12Certains principes ou préceptes qui concernent la société semblent rationnels au sens le plus général : ce sont ceux que l’on arrive à justifier par de bonnes raisons sans pouvoir les renverser d’une manière décisive par des raisons meilleures encore. Ils apparaissent alors consubstantiels à une vie sociale (ou à la vie de ses parties prenantes) reconnue pour ce qu’elle est, ce qui peut aisément – mais nullement avec nécessité – conduire à des spéculations hasardeuses sur un hypothétique « droit naturel » ou sur des notions voisines. Le « principisme » qui domine l’éthique appliquée contemporaine et aussi bon nombre de développements institutionnels consiste pour l’essentiel à tenter d’organiser la vie collective sur cette base (on y adjoint souvent aussi des méthodologies plus particulières concernant la délibération et le régime de la critique, les progrès dans la mise en communication de plusieurs champs de la pratique, etc.). Dans cette démarche, il est constant que l’identification des principes de référence fait droit aux préoccupations raisonnées, telles qu’elles se formulent dans la vie sociale elle-même.
13Obtenir une certaine conformité à de tels principes ou préceptes bien justifiés et y parvenir par l’entremise de normes à mettre en vigueur, donner aux principes appropriés la possibilité de s’exprimer dans la structure et les valeurs des institutions, permettre à la collectivité de référence de constater l’émergence d’états de faits identifiables à des conséquences collectives souhaitables de l’endossement des principes retenus : voilà quelques-uns des effets typiques – les principaux, peut-être – que l’on attend d’ordinaire de nouveaux développements institutionnels ou normatifs.

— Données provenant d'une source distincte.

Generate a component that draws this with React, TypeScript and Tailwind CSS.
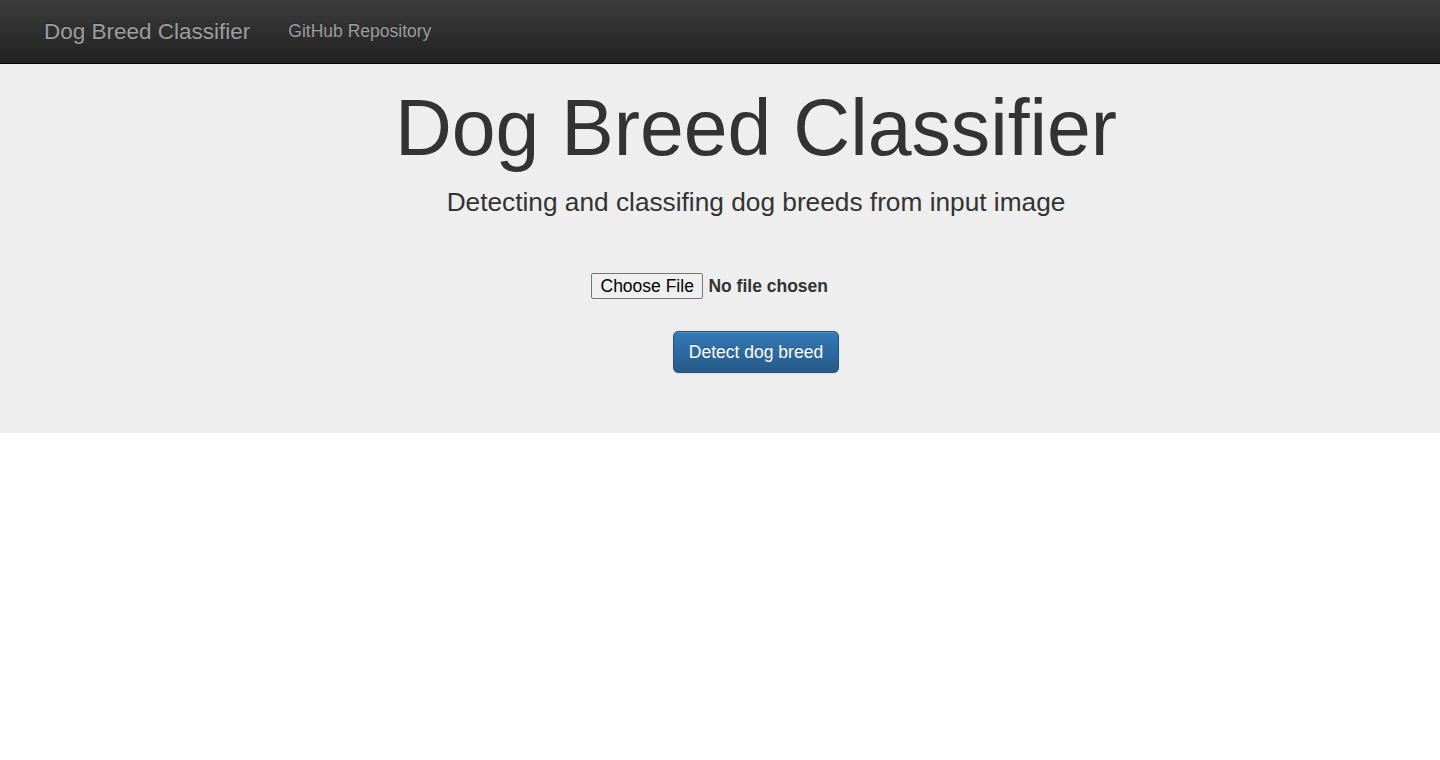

L’attention se porte naturellement sur le choix des moyens : par quelles normes peut-on induire chez les personnes la conformité extérieure (peut-être même avec une certaine intériorisation) à des préceptes que l’on croit appropriés ? Un peu plus généralement – puisque la conformité extérieure n’est pas tout –, dans quelles configurations institutionnelles peut-on le mieux rendre manifeste l’attachement collectif à des principes ?
14Des questions de ce genre se posent – et elles sont aujourd’hui si souvent posées que l’on ne s’interroge plus guère sur ce qui peut leur donner sens –, mais elles révèlent aussi un problème et des tensions. L’attention à la rationalité dispose à reconnaître la raison déjà à l’œuvre, mais cette reconnaissance (celle qui concerne les principes du jugement, les efforts de compréhension et d’argumentation, etc.) n’oblige pas à reconnaître dans le même mouvement la rationalité – même imparfaite – des institutions et des normes qui existent et qui sont en devenir. Elle peut même conduire à la contester, à admettre par prudence qu’elle est douteuse ou à la laisser de côté par méthode. D’une certaine façon, le projet d’une organisation rationnelle d’après des principes corrects semble devoir conduire à tenir pour négligeables les normes et les institutions telles qu’elles sont.

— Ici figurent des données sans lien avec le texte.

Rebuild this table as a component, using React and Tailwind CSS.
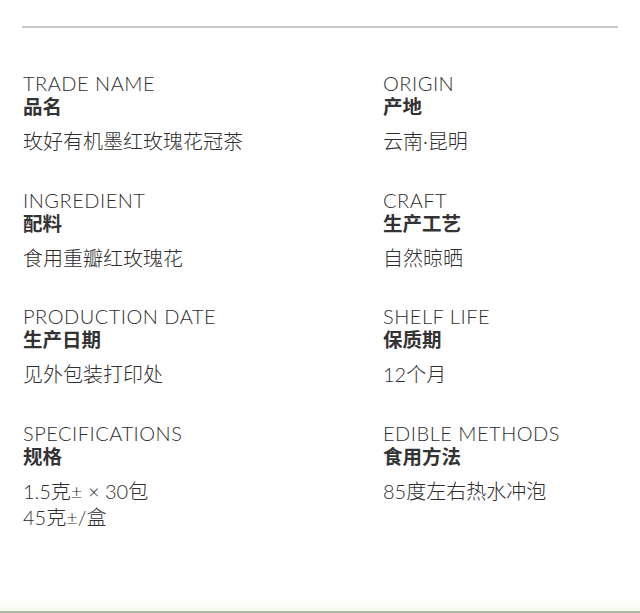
const items = [
  { en: 'TRADE NAME', zh: '品名', value: ['玫好有机墨红玫瑰花冠茶'] },
  { en: 'ORIGIN', zh: '产地', value: ['云南·昆明'] },
  { en: 'INGREDIENT', zh: '配料', value: ['食用重瓣红玫瑰花'] },
  { en: 'CRAFT', zh: '生产工艺', value: ['自然晾晒'] },
  { en: 'PRODUCTION DATE', zh: '生产日期', value: ['见外包装打印处'] },
  { en: 'SHELF LIFE', zh: '保质期', value: ['12个月'] },
  { en: 'SPECIFICATIONS', zh: '规格', value: ['1.5克± × 30包', '45克±/盒'] },
  { en: 'EDIBLE METHODS', zh: '食用方法', value: ['85度左右热水冲泡'] },
];

export default function App() {
  return (
    <div
      className="w-[640px] h-[613px] flex flex-col bg-white text-[#3d3d3d]"
      style={{ fontFamily: 'Lato, "Noto Sans CJK SC", sans-serif' }}
    >
      {/* top rule */}
      <div className="mx-[22px] mt-[26px] h-[2px] bg-[#c3c9c9]" />

      {/* info grid */}
      <div className="mt-[44px] pl-[23px] grid grid-cols-[360px_1fr] auto-rows-[116.5px]">
        {items.map((item) => (
          <div key={item.en}>
            <div className="text-[20px] leading-[22px] font-light text-[#2e2e2e] tracking-[0.5px]">{item.en}</div>
            <div className="text-[19.5px] leading-[26px] font-bold text-[#333333]">{item.zh}</div>
            <div className="mt-[8px] text-[20px] leading-[26px] font-light text-[#2e2e2e]">
              {item.value.map((line) => (
                <div key={line}>{line}</div>
              ))}
            </div>
          </div>
        ))}
      </div>

      {/* bottom band */}
      <div className="mt-auto h-[14px] bg-gradient-to-b from-white to-[#f6f8f0] border-b-2 border-[#aab9a3]" />
    </div>
  );
}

15N’est-ce pas en effet tout d’abord parce que l’on accepte une posture normativiste au sens moral, politique ou administratif – au rebours des recommandations hégéliennes notamment (malgré la reconnaissance chez Hegel de la puissance normative intrinsèque du concept5) – que l’on peut accepter de raisonner au sujet de la concrétisation des principes comme au sujet de la réunion de moyens pour parvenir à ses fins à l’échelle d’une société ? Dans un chiasme parfait par rapport à la position hégélienne exposée dans la préface des Principes de la philosophie du droit, on renonce souvent à conceptualiser ou décrire l’État comme une chose rationnelle en elle-même, comme un univers éthique dont on doit atteindre la connaissance, et l’on s’intéresse au contraire beaucoup à la prescription de ce que l’État et d’autres constructions institutionnelles doivent être, à partir de modèles rationnels. De fait, l’« éthique normative » contemporaine paraît souvent, avec des exceptions importantes, négliger le cheminement historique des institutions et des ensembles de normes au profit de l’idée que l’on doit se faire de ce qui a vocation à les remplacer.
16De concert avec une multitude d’autres disciplines, une partie de la philosophie devient alors partie intégrante des sciences d’organisation en un sens relativement étroit, prescrivant ce qui doit être et les moyens de faire en sorte que cela soit en effet, sans qu’il soit requis de prendre la mesure du travail d’une raison déjà à l’œuvre. Si un tel normativisme échappe par nature au reproche (souvent adressé à l’idéalisme politique et social) de tenter de déduire le réel ou de cautionner ses aspects contingents – comme une mauvaise compréhension de la formule célèbre des Principes de la philosophie du droit a parfois conduit à penser que Hegel le voulût6 –, il espère rendre le rationnel effectif et conduire à constater unanimement que, alors, ce qui est effectif est bien rationnel.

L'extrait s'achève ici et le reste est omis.